> _Task objective_: Can you transcribe every line exactly and leave the pictures behind?

> _Data block_:
--- start ---

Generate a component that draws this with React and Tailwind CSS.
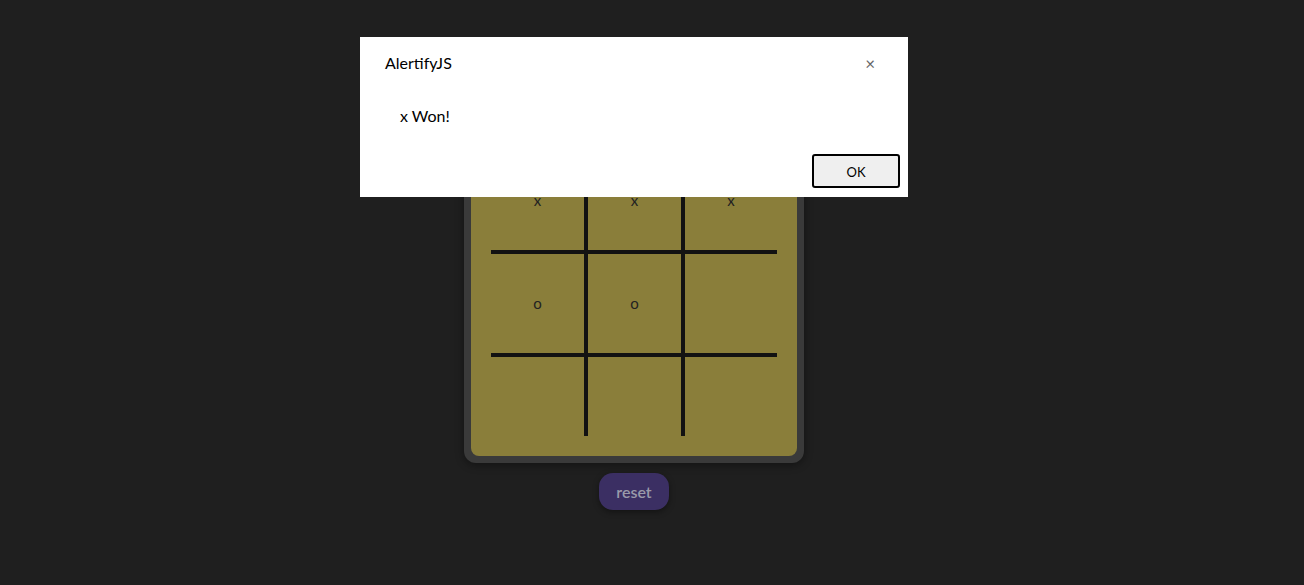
export default function App() {
  const font = { fontFamily: '"Lato", "Noto Sans", sans-serif' };
  const cell = (t) => (
    <div className="flex items-center justify-center text-[15px] leading-none text-[#222]">{t}</div>
  );
  const vline = <div className="bg-[#121212]" />;
  const hline = <div className="col-span-5 bg-[#121212]" />;
  return (
    <div className="relative min-h-[585px] w-full bg-[#1f1f1f]" style={font}>
      <div className="flex flex-col items-center pr-[36px] pt-[124px]">
        <div className="rounded-[12px] bg-[#3a3a3a] p-[7px] shadow-[0_2px_8px_rgba(0,0,0,0.4)]">
          <div className="rounded-[8px] bg-[#8a7e3a] p-[20px]">
            <div className="grid grid-cols-[93px_4px_93px_4px_92px] grid-rows-[99px_4px_99px_4px_79px]">
              {cell("x")}
              {vline}
              {cell("x")}
              {vline}
              {cell("x")}
              {hline}
              {cell("o")}
              {vline}
              {cell("o")}
              {vline}
              {cell("")}
              {hline}
              {cell("")}
              {vline}
              {cell("")}
              {vline}
              {cell("")}
            </div>
          </div>
        </div>
        <button className="mt-[10px] flex h-[37px] w-[70px] items-center justify-center rounded-[14px] bg-[#3b2f63] text-[16px] font-semibold text-[#9a9aaa] shadow-[0_2px_6px_rgba(0,0,0,0.4)]">
          reset
        </button>
      </div>

      <div className="absolute left-[360px] top-[37px] flex h-[160px] w-[548px] flex-col bg-white">
        <div className="flex h-[52px] items-center justify-between pl-[25px] pr-[33px]">
          <span className="text-[16px] text-black">AlertifyJS</span>
          <span className="text-[17px] leading-none text-[#666]">×</span>
        </div>
        <div className="flex h-[54px] items-center pl-[40px] text-[16px] text-black">x Won!</div>
        <div className="flex flex-1 items-start justify-end pr-[8px] pt-[11px]">
          <button className="flex h-[34px] w-[88px] items-center justify-center rounded-[3px] border-2 border-black bg-[#efefef] pt-[3px] text-[13px] text-black">
            OK
          </button>
        </div>
      </div>
    </div>
  );
}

--- end ---

> _The response_:
Generate a component that draws this with React and Tailwind CSS.
export default function App() {
  const font = { fontFamily: '"Lato", "Noto Sans", sans-serif' };
  const cell = (t) => (
    <div className="flex items-center justify-center text-[15px] leading-none text-[#222]">{t}</div>
  );
  const vline = <div className="bg-[#121212]" />;
  const hline = <div className="col-span-5 bg-[#121212]" />;
  return (
    <div className="relative min-h-[585px] w-full bg-[#1f1f1f]" style={font}>
      <div className="flex flex-col items-center pr-[36px] pt-[124px]">
        <div className="rounded-[12px] bg-[#3a3a3a] p-[7px] shadow-[0_2px_8px_rgba(0,0,0,0.4)]">
          <div className="rounded-[8px] bg-[#8a7e3a] p-[20px]">
            <div className="grid grid-cols-[93px_4px_93px_4px_92px] grid-rows-[99px_4px_99px_4px_79px]">
              {cell("x")}
              {vline}
              {cell("x")}
              {vline}
              {cell("x")}
              {hline}
              {cell("o")}
              {vline}
              {cell("o")}
              {vline}
              {cell("")}
              {hline}
              {cell("")}
              {vline}
              {cell("")}
              {vline}
              {cell("")}
            </div>
          </div>
        </div>
        <button className="mt-[10px] flex h-[37px] w-[70px] items-center justify-center rounded-[14px] bg-[#3b2f63] text-[16px] font-semibold text-[#9a9aaa] shadow-[0_2px_6px_rgba(0,0,0,0.4)]">
          reset
        </button>
      </div>

      <div className="absolute left-[360px] top-[37px] flex h-[160px] w-[548px] flex-col bg-white">
        <div className="flex h-[52px] items-center justify-between pl-[25px] pr-[33px]">
          <span className="text-[16px] text-black">AlertifyJS</span>
          <span className="text-[17px] leading-none text-[#666]">×</span>
        </div>
        <div className="flex h-[54px] items-center pl-[40px] text-[16px] text-black">x Won!</div>
        <div className="flex flex-1 items-start justify-end pr-[8px] pt-[11px]">
          <button className="flex h-[34px] w-[88px] items-center justify-center rounded-[3px] border-2 border-black bg-[#efefef] pt-[3px] text-[13px] text-black">
            OK
          </button>
        </div>
      </div>
    </div>
  );
}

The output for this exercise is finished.